People will learn, of course - next time we sign someone like Ramage or Miller, we'll be attempting to negotiate a far longer contract to protect the investment. But that learning process might prove too hard for some clubs. I can only speak from personal knowledge - so that includes Brighton, who are in desperate trouble both on and off the pitch. The only assets the Albion have are the Goldstone Ground and certain players - the Goldstone has already, controversially, been sold but what about the players? They haven't got any world-beaters but there are a few who should move up in the world in time - Brighton will be relying on the money generated by the sale of those players. Remember - there's no cash to bring in new players! So what happens when the contracts end?

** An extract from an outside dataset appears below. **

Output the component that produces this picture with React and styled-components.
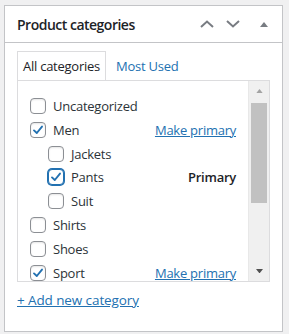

Under the circumstances, there has to be some form of protection while the transition to a new transfer and contract system takes place. Otherwise we might find ourselves a few clubs short when the storm's over and, regardless of blanket Premiership media coverage, that's not a good thing. Football is more than just a game - it's part of our community life, part of the fabric of society. Something worth protecting. If clubs act sensibly, helped by the PFA and FA, there's no reason why the Bosman case should be a calamity. What are the chances of that happening? Hmmm.